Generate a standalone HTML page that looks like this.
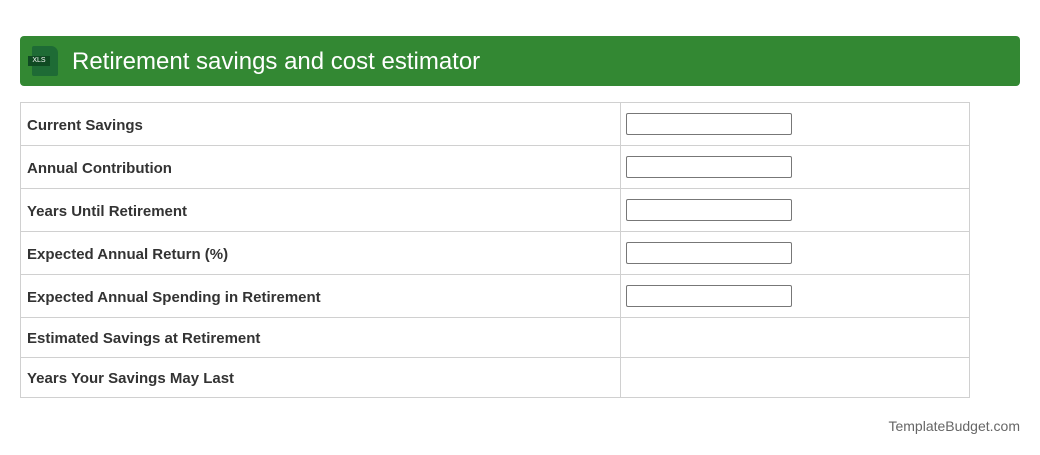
<!DOCTYPE html>
<html><head><style>
body{margin:0;background:#fff;font-family:"Liberation Sans",Arial,sans-serif;width:1040px;height:455px;position:relative;overflow:hidden}
.hdr{position:absolute;left:20px;top:36px;width:1000px;height:50px;background:#338833;border-radius:4px}
.hdr h1{position:absolute;left:52px;top:1px;margin:0;line-height:50px;font-size:24px;font-weight:normal;color:#fff}
.doc{position:absolute;left:12px;top:10px;width:26px;height:30px;background:#1e6b35;border-radius:2px 7px 2px 2px}
.tag{position:absolute;left:8px;top:20px;width:22px;height:10px;background:#0f4a22;color:#fff;font-size:7px;line-height:10px;text-align:center}
table{position:absolute;left:20px;top:102px;border-collapse:collapse;width:950px}
td{border:1px solid #d0d0d0;padding:2px 6px 0;font-size:15px;font-weight:bold;color:#333}
td.l{width:587px}
tr.i td{height:40px}
tr.o td{height:37px}
.inp{width:164px;height:20px;border:1px solid #777;border-radius:2px;margin-left:-1px;margin-top:-2px}
.ft{position:absolute;right:20px;top:418px;font-size:14px;color:#666}
</style></head><body>
<div class="hdr"><div class="doc"></div><div class="tag">XLS</div><h1>Retirement savings and cost estimator</h1></div>
<table>
<tr class="i"><td class="l">Current Savings</td><td><div class="inp"></div></td></tr>
<tr class="i"><td class="l">Annual Contribution</td><td><div class="inp"></div></td></tr>
<tr class="i"><td class="l">Years Until Retirement</td><td><div class="inp"></div></td></tr>
<tr class="i"><td class="l">Expected Annual Return (%)</td><td><div class="inp"></div></td></tr>
<tr class="i"><td class="l">Expected Annual Spending in Retirement</td><td><div class="inp"></div></td></tr>
<tr class="o"><td class="l">Estimated Savings at Retirement</td><td></td></tr>
<tr class="o"><td class="l">Years Your Savings May Last</td><td></td></tr>
</table>
<div class="ft">TemplateBudget.com</div>
</body></html>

SHORT PROBLEM ▸ All of the material above should be reproduced exactly, except the pictures.

TASK SOLUTION ▸
Generate a standalone HTML page that looks like this.
<!DOCTYPE html>
<html><head><style>
body{margin:0;background:#fff;font-family:"Liberation Sans",Arial,sans-serif;width:1040px;height:455px;position:relative;overflow:hidden}
.hdr{position:absolute;left:20px;top:36px;width:1000px;height:50px;background:#338833;border-radius:4px}
.hdr h1{position:absolute;left:52px;top:1px;margin:0;line-height:50px;font-size:24px;font-weight:normal;color:#fff}
.doc{position:absolute;left:12px;top:10px;width:26px;height:30px;background:#1e6b35;border-radius:2px 7px 2px 2px}
.tag{position:absolute;left:8px;top:20px;width:22px;height:10px;background:#0f4a22;color:#fff;font-size:7px;line-height:10px;text-align:center}
table{position:absolute;left:20px;top:102px;border-collapse:collapse;width:950px}
td{border:1px solid #d0d0d0;padding:2px 6px 0;font-size:15px;font-weight:bold;color:#333}
td.l{width:587px}
tr.i td{height:40px}
tr.o td{height:37px}
.inp{width:164px;height:20px;border:1px solid #777;border-radius:2px;margin-left:-1px;margin-top:-2px}
.ft{position:absolute;right:20px;top:418px;font-size:14px;color:#666}
</style></head><body>
<div class="hdr"><div class="doc"></div><div class="tag">XLS</div><h1>Retirement savings and cost estimator</h1></div>
<table>
<tr class="i"><td class="l">Current Savings</td><td><div class="inp"></div></td></tr>
<tr class="i"><td class="l">Annual Contribution</td><td><div class="inp"></div></td></tr>
<tr class="i"><td class="l">Years Until Retirement</td><td><div class="inp"></div></td></tr>
<tr class="i"><td class="l">Expected Annual Return (%)</td><td><div class="inp"></div></td></tr>
<tr class="i"><td class="l">Expected Annual Spending in Retirement</td><td><div class="inp"></div></td></tr>
<tr class="o"><td class="l">Estimated Savings at Retirement</td><td></td></tr>
<tr class="o"><td class="l">Years Your Savings May Last</td><td></td></tr>
</table>
<div class="ft">TemplateBudget.com</div>
</body></html>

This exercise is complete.